BRIS DE GLACE (Alain André)
De nombreux poncifs sont véhiculés depuis toujours par les pseudo-psychologues soi-disant spécialistes en vente, communication, entretiens d’embauche ou autres formations en relations publiques. Au mieux, je m’en amusais, au pire j’en haussais mes frêles articulations scapulo-humérales, tant la vacuité de ces absurdités me les « brisaient menu ».
Parmi ces joyeuses démonstrations, figure le fameux :
« Comment briser la glace(1) en démarrant votre intervention ! »
Suit une ribambelle de conseils antinomiques avec cette métaphore : Se présenter calmement, souriant, déterminé mais sans excès, etc.… ( Des conseils auxquels j’adhère volontiers, Mais quel rapport avec une quelconque glace qu’il nous faudrait briser ? ) Et d’abord de quelle glace s’agit-il ?
De l’atmosphère qui serait glacial à cause de leur extrême méfiance ? Balivernes ! 90% des gens qui vous reçoivent sont bienveillants et prêts à vous écouter, les 10% restants restent sans aucun intérêt.
« Briser » suppose une action relativement violente, quoique virtuelle, des outils ( un marteau, un pic à glace ) pas vraiment l’image de sérénité que vous êtes censé instaurer !
Comme le disait Al Capone : « Si tu veux obtenir quelque chose de quelqu’un, il faut lui demander poliment, mais si tu es poli et armé, c’est beaucoup plus efficace »
Et nos « psychopapéticiens » de nous prodiguer d’autres bons vieux lieux communs : Par exemple : « Vous n’aurez jamais une seconde chance de faire une première bonne impression » Ben oui, c’est évident ! Une première fois, par définition ne pourra pas se faire une seconde fois ! Mais rien n’interdit de faire une bonne seconde, voire une troisième bonne impression à quelqu’un, même si la première n’était pas bonne ! Mieux vaut tard que jamais !

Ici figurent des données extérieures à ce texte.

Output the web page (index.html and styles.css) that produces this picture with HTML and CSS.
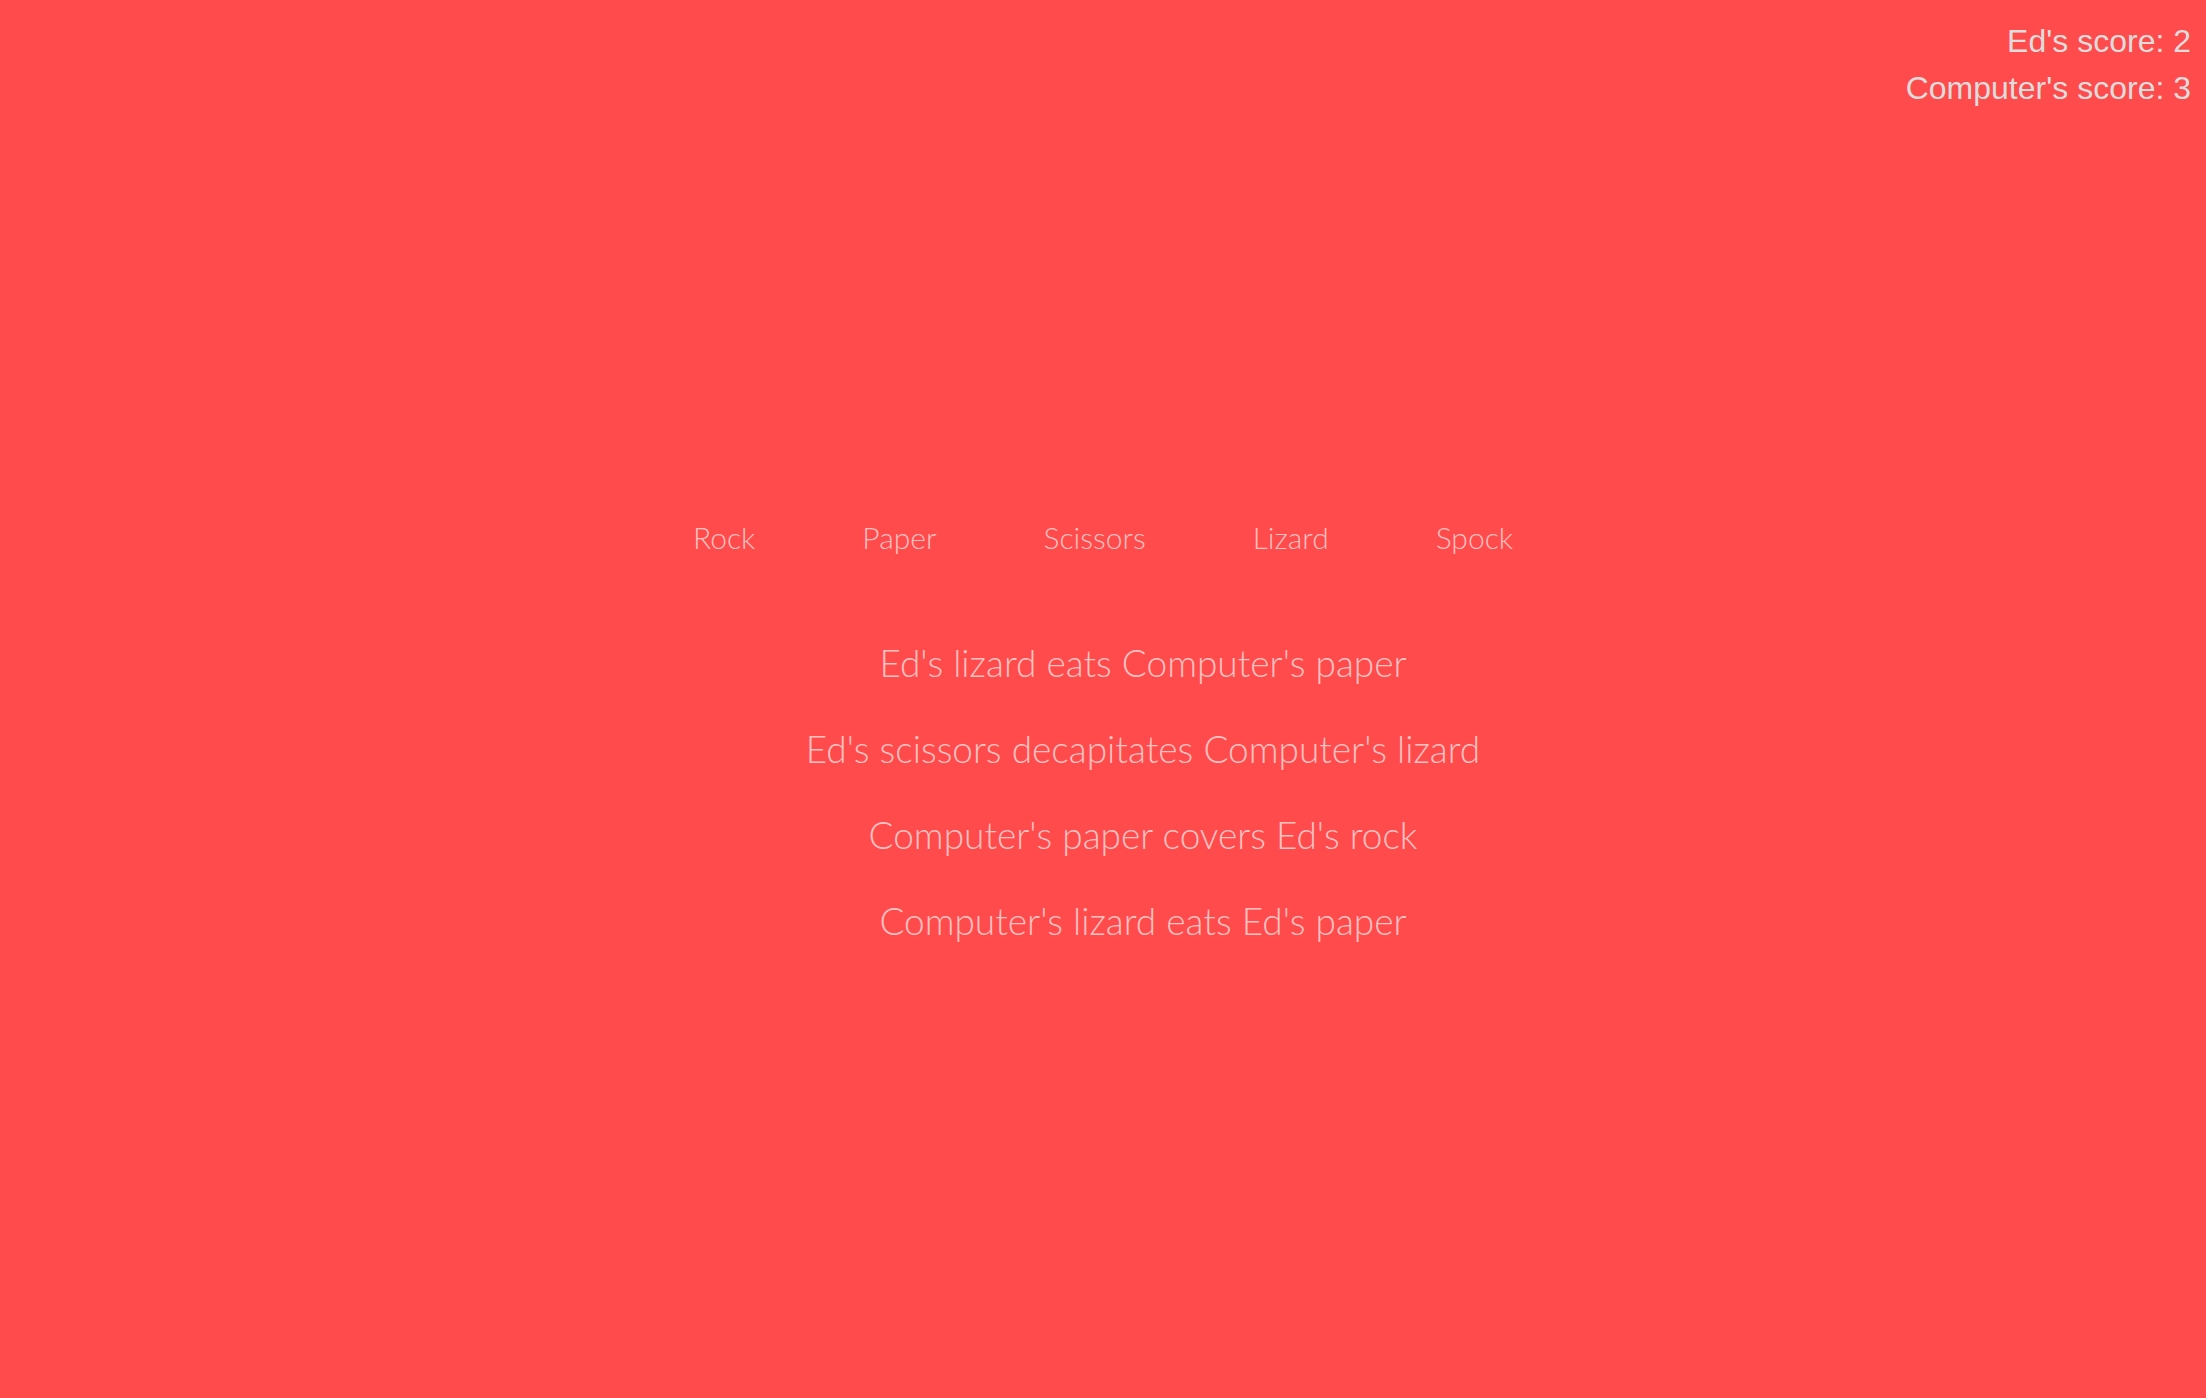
FILE: index.html
```html
<!DOCTYPE html>
<html lang="en">
<head>
<meta charset="utf-8">
<title>Rock Paper Scissors Lizard Spock</title>
<link rel="stylesheet" href="styles.css">
</head>
<body>
<div class="scores">
  <div class="score">Ed's score: 2</div>
  <div class="score">Computer's score: 3</div>
</div>
<div class="choices">
  <span class="choice">Rock</span>
  <span class="choice">Paper</span>
  <span class="choice">Scissors</span>
  <span class="choice">Lizard</span>
  <span class="choice">Spock</span>
</div>
<ul class="results">
  <li>Ed's lizard eats Computer's paper</li>
  <li>Ed's scissors decapitates Computer's lizard</li>
  <li>Computer's paper covers Ed's rock</li>
  <li>Computer's lizard eats Ed's paper</li>
</ul>
</body>
</html>
```
FILE: styles.css
```css
html, body {
  margin: 0;
  padding: 0;
  height: 100%;
}
body {
  background: #ff4b4b;
  font-family: "Lato", "Open Sans", sans-serif;
}
.scores {
  padding: 18px 15px 0 0;
  text-align: right;
  font-family: "Liberation Sans", Arial, sans-serif;
  font-size: 32px;
  line-height: 47px;
  color: #dcdcdc;
}
.choices {
  margin-top: 405px;
  display: flex;
  justify-content: center;
  gap: 107px;
  font-size: 30px;
  font-weight: 300;
  line-height: 40px;
  color: #ffc2c2;
}
.results {
  list-style: none;
  margin: 63px 0 0 0;
  padding: 0 0 0 80px;
  text-align: center;
  font-size: 37px;
  font-weight: 300;
  line-height: 86px;
  color: #ffc2c2;
}
```
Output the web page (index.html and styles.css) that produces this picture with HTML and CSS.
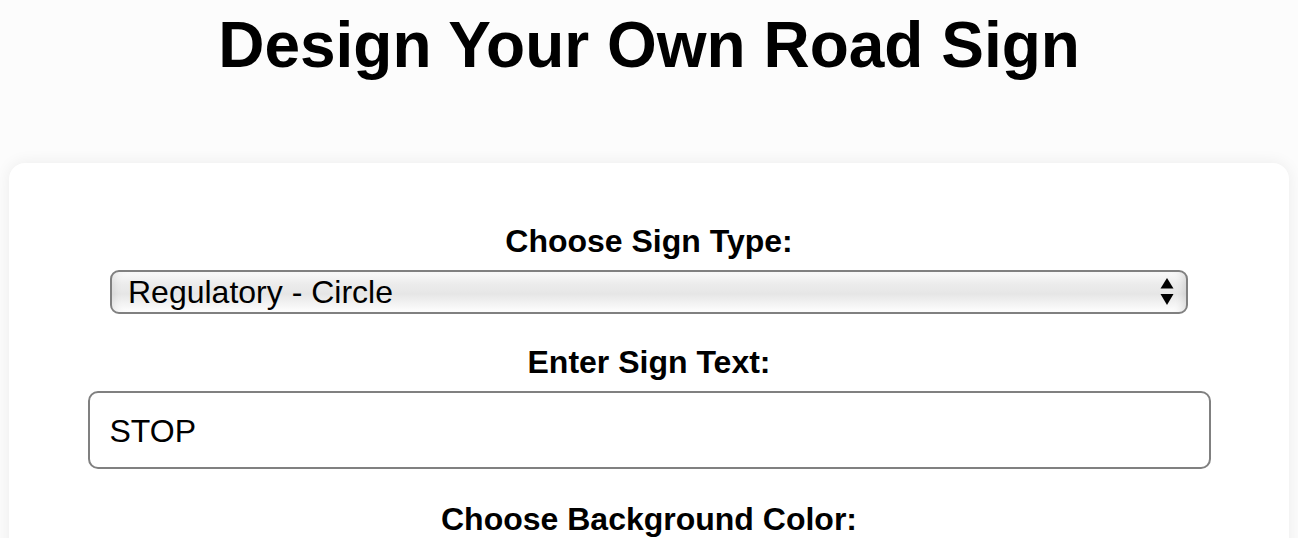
FILE: index.html
```html
<!DOCTYPE html>
<html lang="en">
<head>
<meta charset="utf-8">
<title>Design Your Own Road Sign</title>
<link rel="stylesheet" href="styles.css">
</head>
<body>
<h1 class="title">Design Your Own Road Sign</h1>
<div class="card">
  <label class="field-label" for="type">Choose Sign Type:</label>
  <div class="select-wrap">
    <select id="type" class="select">
      <option>Regulatory - Circle</option>
      <option>Warning - Triangle</option>
      <option>Information - Rectangle</option>
    </select>
    <svg class="arrows" width="14" height="28" viewBox="0 0 14 28" aria-hidden="true">
      <path d="M7 0 L13.5 10.5 L0.5 10.5 Z" fill="#000"/>
      <path d="M0.5 16 L13.5 16 L7 27 Z" fill="#000"/>
    </svg>
  </div>
  <label class="field-label" for="text">Enter Sign Text:</label>
  <input id="text" class="text-input" type="text" value="STOP">
  <label class="field-label" for="bg">Choose Background Color:</label>
</div>
</body>
</html>
```
FILE: styles.css
```css
html, body {
  margin: 0;
  padding: 0;
}
body {
  background: #fcfcfc;
  font-family: "Liberation Sans", Arial, Helvetica, sans-serif;
  color: #000;
  padding: 8px 9px 0;
}
.title {
  margin: 0;
  font-size: 64px;
  line-height: 74px;
  font-weight: bold;
  text-align: center;
}
.card {
  margin-top: 81px;
  background: #fff;
  border-radius: 16px;
  box-shadow: 0 0 16px rgba(0, 0, 0, 0.07);
  padding: 60px 0 40px;
  display: flex;
  flex-direction: column;
  align-items: center;
}
.field-label {
  display: block;
  font-size: 32px;
  line-height: 36px;
  font-weight: bold;
  text-align: center;
  margin-bottom: 11px;
}
.select-wrap {
  position: relative;
  width: 1078px;
  margin-bottom: 30px;
}
.select {
  display: block;
  width: 100%;
  height: 44px;
  box-sizing: border-box;
  -webkit-appearance: none;
  appearance: none;
  border: 2px solid #808080;
  border-radius: 9px;
  background: linear-gradient(to bottom, #fafafa 0%, #ececec 30%, #e6e6e6 55%, #f6f6f6 85%, #ffffff 100%);
  box-shadow: inset -8px 0 8px -6px rgba(0,0,0,0.12), inset 8px 0 8px -6px rgba(0,0,0,0.08);
  font-family: "Liberation Sans", Arial, Helvetica, sans-serif;
  font-size: 32px;
  color: #000;
  padding: 0 40px 0 16px;
  line-height: 40px;
  outline: none;
}
.arrows {
  position: absolute;
  right: 14px;
  top: 8px;
  pointer-events: none;
}
.text-input {
  display: block;
  width: 1123px;
  height: 78px;
  box-sizing: border-box;
  border: 2px solid #808080;
  border-radius: 10px;
  padding: 3px 20px 0;
  font-family: "Liberation Sans", Arial, Helvetica, sans-serif;
  font-size: 32px;
  color: #000;
  background: #fff;
  margin-bottom: 32px;
  outline: none;
}
```
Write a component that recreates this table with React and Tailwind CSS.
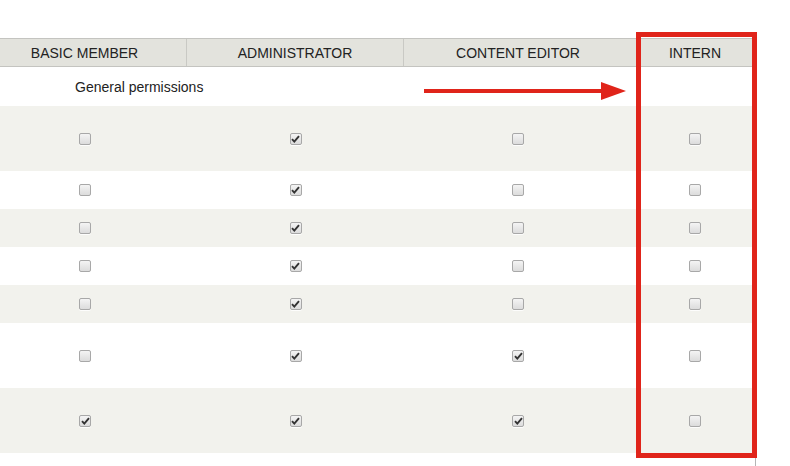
import React from 'react';

const rows = [
  { h: 'h-[65px]', bg: 'bg-[#f2f2ed]', v: [0, 1, 0, 0] },
  { h: 'h-[38px]', bg: 'bg-white', v: [0, 1, 0, 0] },
  { h: 'h-[38px]', bg: 'bg-[#f2f2ed]', v: [0, 1, 0, 0] },
  { h: 'h-[38px]', bg: 'bg-white', v: [0, 1, 0, 0] },
  { h: 'h-[38px]', bg: 'bg-[#f2f2ed]', v: [0, 1, 0, 0] },
  { h: 'h-[65px]', bg: 'bg-white', v: [0, 1, 1, 0] },
  { h: 'h-[65px]', bg: 'bg-[#f2f2ed]', v: [1, 1, 1, 0] },
];

const cols = ['w-[204px]', 'w-[217px]', 'w-[228px]', 'w-[120px] pl-[6px]'];

function Box({ checked }) {
  return (
    <span className="inline-flex h-[12px] w-[12px] items-center justify-center rounded-[2px] border border-[#a8a8a8] bg-gradient-to-b from-[#f4f4f4] to-[#dcdcdc] shadow-[0_1px_0_rgba(255,255,255,0.8)]">
      {checked ? (
        <svg width="9" height="8" viewBox="0 0 9 8">
          <path d="M1 4.2 L3.3 6.6 L8 1.2" fill="none" stroke="#333" strokeWidth="1.9" />
        </svg>
      ) : null}
    </span>
  );
}

export default function App() {
  return (
    <div className="relative h-[466px] w-[790px] overflow-hidden bg-white font-['Liberation_Sans',Arial,sans-serif] text-[#222]">
      <div className="ml-[-17px] w-[769px] pt-[38px]">
        <div className="flex h-[29px] border-y border-[#c4c4c0] bg-[#e3e3dd] text-[14px]">
          {['BASIC MEMBER', 'ADMINISTRATOR', 'CONTENT EDITOR', 'INTERN'].map((t, i) => (
            <div
              key={t}
              className={`${cols[i]} flex items-center justify-center pt-[1px] ${i < 2 ? 'border-r border-[#c9c9c4]' : ''}`}
            >
              {t}
            </div>
          ))}
        </div>
        <div className="flex h-[39px] items-center pl-[92px] pt-[2px] text-[14px]">General permissions</div>
        {rows.map((r, ri) => (
          <div key={ri} className={`flex ${r.h} ${r.bg}`}>
            {r.v.map((c, ci) => (
              <div key={ci} className={`${cols[ci]} flex items-center justify-center`}>
                <Box checked={!!c} />
              </div>
            ))}
          </div>
        ))}
      </div>

      <svg className="absolute left-[424px] top-[82px]" width="204" height="18" viewBox="0 0 204 18">
        <rect x="0" y="7" width="180" height="4" fill="#e0241a" />
        <path d="M177 0 L202 9 L177 18 Z" fill="#e0241a" />
      </svg>

      <div className="absolute left-[636px] top-[32px] h-[426px] w-[121px] border-[5px] border-[#e0241a]" />
      <div className="absolute left-[755px] top-[458px] h-[8px] w-px bg-[#b5b5b5]" />
    </div>
  );
}
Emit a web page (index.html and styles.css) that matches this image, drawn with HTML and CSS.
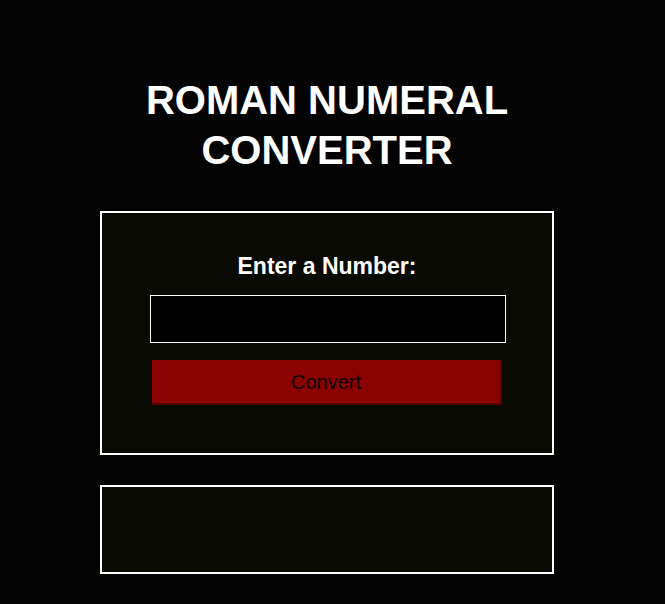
FILE: index.html
```html
<!DOCTYPE html>
<html lang="en">
<head>
<meta charset="utf-8">
<title>Roman Numeral Converter</title>
<link rel="stylesheet" href="styles.css">
</head>
<body>
<main class="page">
  <h1 class="title">ROMAN NUMERAL<br>CONVERTER</h1>
  <form class="card" onsubmit="return false;">
    <label class="label" for="number">Enter a Number:</label>
    <input class="number-input" id="number" type="number">
    <button class="convert-btn" type="button">Convert</button>
  </form>
  <div class="output"></div>
</main>
</body>
</html>
```

FILE: styles.css
```css
html, body {
  margin: 0;
  padding: 0;
  background: #030304;
}

body {
  font-family: "Liberation Sans", Arial, sans-serif;
  color: #ffffff;
  height: 604px;
  overflow: hidden;
}

.page {
  width: 654px;
  display: flex;
  flex-direction: column;
  align-items: center;
  padding-top: 75px;
}

.title {
  margin: 0;
  font-size: 40px;
  font-weight: 700;
  line-height: 50px;
  text-align: center;
}

.card {
  margin: 36px 0 0;
  box-sizing: border-box;
  width: 454px;
  height: 244px;
  border: 2px solid #ffffff;
  background: #0a0a05;
  display: flex;
  flex-direction: column;
  align-items: center;
  padding: 40px 0 0;
}

.label {
  font-size: 23px;
  font-weight: 700;
  line-height: 26px;
  margin-bottom: 16px;
}

.number-input {
  box-sizing: border-box;
  width: 356px;
  height: 48px;
  margin: 0 0 17px 1px;
  border: 1px solid #ffffff;
  background: #000000;
  color: #ffffff;
  font-family: inherit;
  font-size: 20px;
  padding: 0 10px;
  outline: none;
}

.convert-btn {
  box-sizing: border-box;
  width: 350px;
  height: 45px;
  margin: 0;
  padding: 1px 0 0;
  border-style: solid;
  border-width: 0 2px 2px 0;
  border-color: #8b0000 #570000 #570000 #8b0000;
  background: #8b0000;
  color: #0d0000;
  font-family: "Liberation Sans", Arial, sans-serif;
  font-size: 20px;
  cursor: pointer;
}

.output {
  margin-top: 30px;
  box-sizing: border-box;
  width: 454px;
  height: 89px;
  border: 2px solid #ffffff;
  background: #0a0a05;
}
```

Et de t’énumérer les trois « trucs » (infaillibles) pour y parvenir : Les trois premières secondes, les trois premiers mots… Avez-vous remarqué l’importance du chiffre trois dans notre vie ? Incontournable, omniprésent ! Jugez-en plutôt : Signal de départ : « un deux trois, partez ! », les trois coups pour annoncer la pièce de théâtre, les trois points de suspension, ceux des francs maçons. Notez qu’il y a souvent 3 options, 3 ingrédients indispensables (ex : le poivre, l’oignon et l’ail.) Triplettes, trios, triades, Triumvirats, que de trois ! Mais allumer trois cigarettes à la file autour de soi, ça porte malheur ( bon, de toute façon, ça donne le cancer ! ) Et le signe de croix, cher aux chrétiens : Au nom du père, du fils et du Saint-Esprit : Trois ! Curieuse énumération car la croix possède quatre branches, curieux hommage, que vient faire le Saint-Esprit avec le père et son fils… Bien sûr, sa mère compte pour du beurre, suis-je bête ! Mais…Le père non plus, n’y est pour rien, parait-il ! Bon, c’est simple, on fait un coup pour Saint, un coup pour Esprit, et ça fait quatre !
Enfin, bref, revenons en à notre bris de glace ! Ces « experts » nous assurent pouvoir briser cette fameuse glace en trois secondes et trois mots ! Pas plus, pas moins ! C’est tout à fait ridicule.
Briser la glace ! Pour ma part, j’ai souvent eu envie de casser les miroirs chez moi : Chaque fois que je passe devant, y a un vieux type qui me regarde bizarrement… Et ça m’énerve !
Non, allez, laissons les bris de glace aux assureurs, et, tiens, allons chez Octave prendre une bonne glace à la crème, que nous pourrons faire fondre avec une langue hardie.
Ou peut-être, entrons dans un bar place de Brouckère : « Garçon…Un scotch avec des glaçons, S’il vous plait! »
(1) : De fait, la locution semble être utilisée, rarement, en France du moins, pour « rompre sa timidité et parler en premier à une personne, à un groupe » (cf. le Littré). Ou encore : « Dénouer une ambiance tendue en lançant une discussion ou une animation collective (cf. wikitionaire) ».